Constance V. Vecchione, the chief Bar Counsel, declined to comment because the matter is pending.
Wilkerson, who lost the Democratic primary to Sonia Chang-Diaz last month, has denied requests to be interviewed. But Stern said she had no reason to make up that she was present when Detectives Herbert Spellman and Dennis Harris interviewed Isaac Wilkerson, nor to fabricate an allegation that could have helped one nephew by incriminating the other.
The Rev. Ernest Branch, an associate and onetime driver of the senator's, backed her account in an interview with the Globe on Oct. 16 and said he was present with her in the interrogation room. Branch gave that same account at the 2005 hearing.

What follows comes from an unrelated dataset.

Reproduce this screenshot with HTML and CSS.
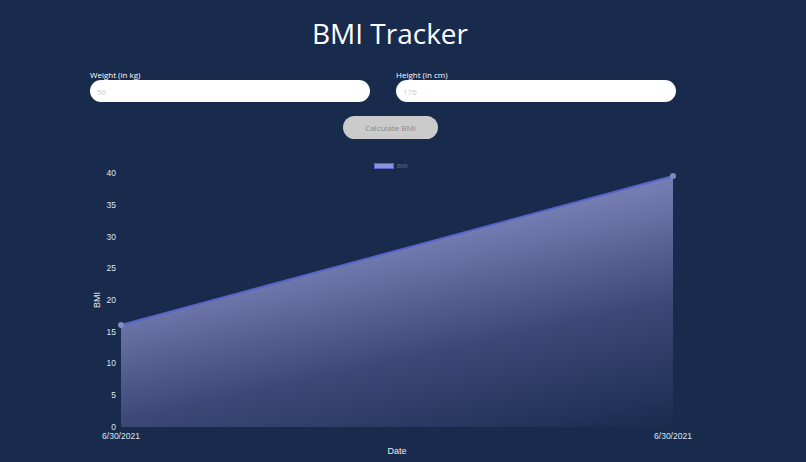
FILE: index.html
```html
<!DOCTYPE html>
<html>
<head>
<meta charset="utf-8">
<link rel="stylesheet" href="styles.css">
</head>
<body>
<div class="page">
  <h1 class="title">BMI Tracker</h1>
  <div class="form-row">
    <div class="field">
      <label class="label">Weight (in kg)</label>
      <input class="input" type="text" placeholder="50">
    </div>
    <div class="field">
      <label class="label">Height (in cm)</label>
      <input class="input" type="text" placeholder="176">
    </div>
  </div>
  <div class="actions">
    <button class="btn">Calculate BMI</button>
  </div>
  <svg class="chart" width="806" height="312" viewBox="0 150 806 312" xmlns="http://www.w3.org/2000/svg">
    <defs>
      <linearGradient id="fillGrad" x1="121" y1="176" x2="198" y2="530" gradientUnits="userSpaceOnUse">
        <stop offset="0" stop-color="#8a92c8"/>
        <stop offset="0.35" stop-color="#737cb1"/>
        <stop offset="0.66" stop-color="#3c4978"/>
        <stop offset="1" stop-color="#1a2b4e"/>
      </linearGradient>
    </defs>
    <rect class="legend-box" x="374.5" y="163.5" width="19" height="5"/>
    <text class="legend-text" x="397" y="168">BMI</text>
    <g class="tick">
      <text x="116" y="176" text-anchor="end">40</text>
      <text x="116" y="208" text-anchor="end">35</text>
      <text x="116" y="240" text-anchor="end">30</text>
      <text x="116" y="271" text-anchor="end">25</text>
      <text x="116" y="303" text-anchor="end">20</text>
      <text x="116" y="335" text-anchor="end">15</text>
      <text x="116" y="366" text-anchor="end">10</text>
      <text x="116" y="398" text-anchor="end">5</text>
      <text x="116" y="430" text-anchor="end">0</text>
      <text x="121" y="439" text-anchor="middle">6/30/2021</text>
      <text x="673" y="439" text-anchor="middle">6/30/2021</text>
    </g>
    <text class="axis-title" x="397" y="454" text-anchor="middle">Date</text>
    <text class="axis-title" transform="translate(100 300) rotate(-90)" text-anchor="middle">BMI</text>
    <polygon points="121,325 673,176 673,427 121,427" fill="url(#fillGrad)"/>
    <line x1="121" y1="325" x2="673" y2="176" class="line"/>
    <circle cx="121" cy="325" r="3" class="pt"/>
    <circle cx="673" cy="176" r="3" class="pt"/>
  </svg>
</div>
</body>
</html>
```
FILE: styles.css
```css
html, body {
  margin: 0;
  padding: 0;
  background: #182b4d;
}
.page {
  width: 806px;
  height: 462px;
  overflow: hidden;
  display: flex;
  flex-direction: column;
}
.title {
  margin: 12px 0 0;
  align-self: center;
  transform: translateX(-13px);
  font-family: "Open Sans", "Noto Sans", sans-serif;
  font-weight: 400;
  font-size: 28px;
  line-height: 42px;
  color: #ffffff;
}
.form-row {
  margin: 16px 0 0 90px;
  display: flex;
  gap: 26px;
}
.field {
  display: flex;
  flex-direction: column;
  width: 280px;
}
.label {
  font-family: "Open Sans", "Liberation Sans", sans-serif;
  font-size: 8px;
  line-height: 10px;
  color: #ffffff;
}
.input {
  box-sizing: border-box;
  height: 22px;
  width: 280px;
  border: none;
  border-radius: 11px;
  background: #ffffff;
  padding: 0 7px;
  font-family: "Open Sans", sans-serif;
  font-size: 8px;
  outline: none;
}
.input::placeholder {
  color: #c8c8c8;
}
.actions {
  margin: 14px 0 0 343px;
  display: flex;
}
.btn {
  width: 95px;
  height: 23px;
  border: none;
  border-radius: 12px;
  background: #cbcbcb;
  color: #888888;
  font-family: "Open Sans", sans-serif;
  font-size: 8px;
  padding: 0;
}
.chart {
  display: block;
  margin-top: 11px;
  flex: none;
}
.legend-box {
  fill: #8a93de;
  stroke: #5b63c6;
  stroke-width: 1;
}
.legend-text {
  font-family: "Liberation Sans", Arial, sans-serif;
  font-size: 6px;
  fill: #5d6785;
}
.tick text {
  font-family: "Liberation Sans", Arial, sans-serif;
  font-size: 8.5px;
  fill: #dfe3ec;
}
.axis-title {
  font-family: "Liberation Sans", Arial, sans-serif;
  font-size: 9px;
  fill: #e6e9f0;
}
.line {
  stroke: #5963c9;
  stroke-width: 2;
}
.pt {
  fill: #7f8ac2;
}
```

"Whatever I said during the time is the same story I stick to now," he said during the recent interview. He also said he had not been interviewed by the Bar Counsel, which prompted Stern to question the thoroughness of the inquiry.
Detective Jack Parlon, former president of the Boston Police Detectives Benevolent Society, said Wilkerson has benefited from her status as a senator and that a less prominent person might have been charged with perjury.
He also disputed that the disciplinary case will boil down to the word of the two detectives against the word of Wilkerson and Branch. Wilkerson is so well-known that other police officers would have seen her enter the interrogation room but none are backing her account, he said.
"Everybody in the building would have known she was there," he said.
The Board of Bar Overseers, which looks into complaints against lawyers, is expected to appoint a hearing officer to examine the allegations and recommend discipline, if warranted. Sanctions issued by the board range from a private admonition to disbarment.
As a result of her primary loss, Wilkerson is now waging a write-in campaign against Chang-Diaz, a former policy analyst from Jamaica Plain. When candidates' names are not printed on ballots, they can mount campaigns to persuade voters to write their names in.
Yesterday, the Chang-Diaz campaign wrote to the office of Secretary of State William F. Galvin, asking him to investigate alleged violations of state campaign laws by Wilkerson supporters. The alleged abuses included encouraging voters to request absentee ballots to avoid long lines and cold weather.
Wilkerson's campaign manager, Boyce Slayman, said an "aggressive effort" was mounted to register voters and to make sure those who could not make it to the polls on Election Day received absentee ballots.